In essence, when making architectural and tooling decisions, always strive to strike a balance between the immediate benefits and the potential future costs associated with migration. This balanced approach ensures that the data warehouse remains adaptable and doesn’t become obsolete due to an inability to accommodate change or because the cost of change becomes prohibitively expensive.

In Conclusion

The failure of business intelligence systems can be attributed to a multitude of factors, and there are common oversights that can set the stage for eventual failure. These include the constantly evolving technology landscape, budgetary constraints imposed on data systems due to the misconception that they are of secondary importance compared to operational systems, and the inherent complexities of working with data. These challenges highlight the need for meticulous consideration of not only immediate goals but also long-term plans during the design and development of a data warehouse’s components.
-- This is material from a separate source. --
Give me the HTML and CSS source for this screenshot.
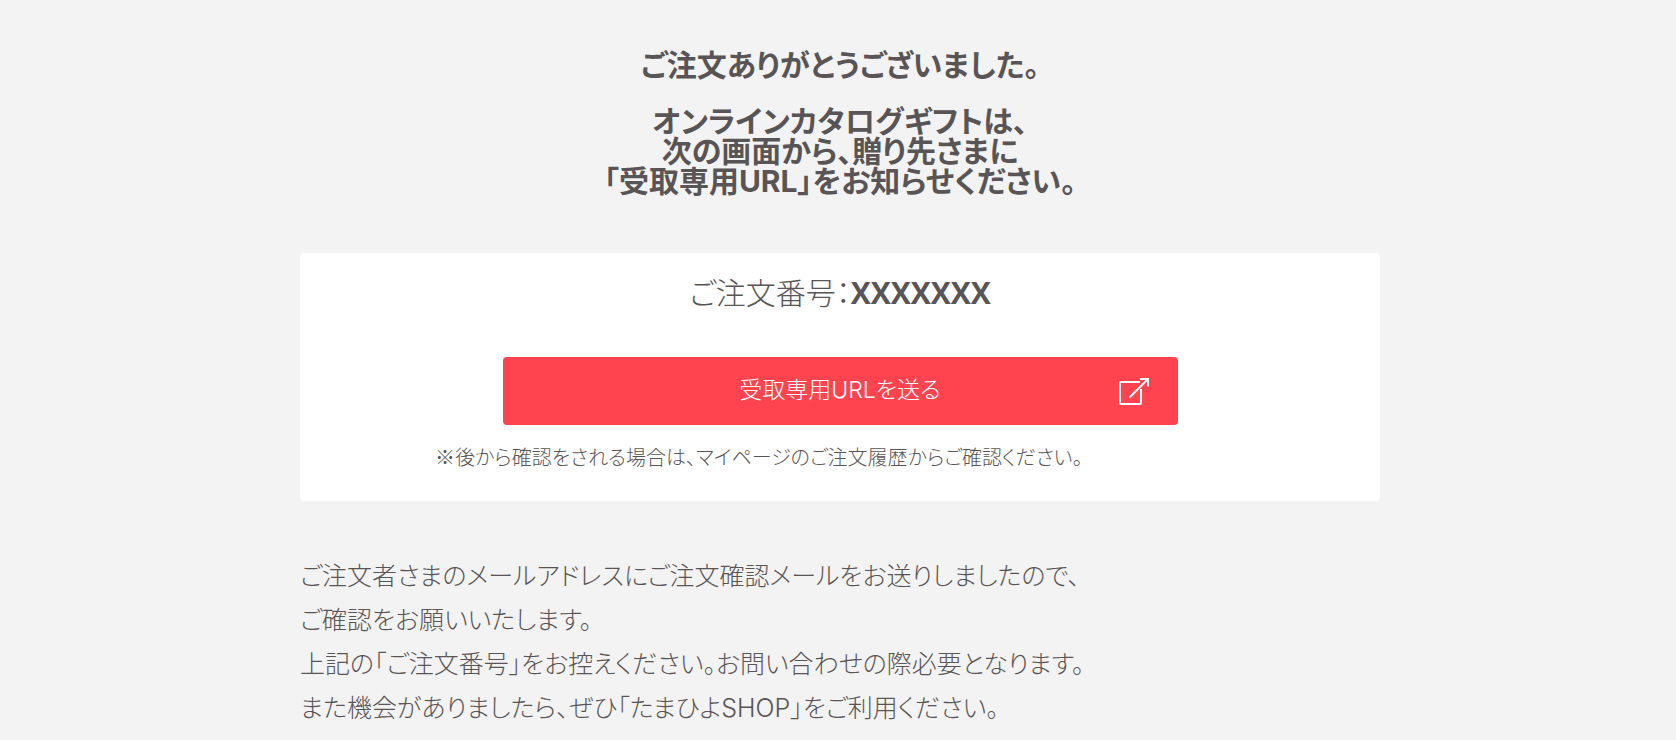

The fundamental principles of data warehousing outlined in this article provide valuable guidance for navigating these critical considerations. While adhering to these principles doesn’t guarantee absolute success, they serve as a robust framework to help you avoid common pitfalls and increase the likelihood of implementing a successful and sustainable business intelligence system. By prioritizing data quality, inverting the traditional effort triangle to focus on value extraction, and embracing adaptability in your design and tool selection, you lay a solid foundation for a data warehouse that can effectively support your organization’s analytical needs both today and in the future.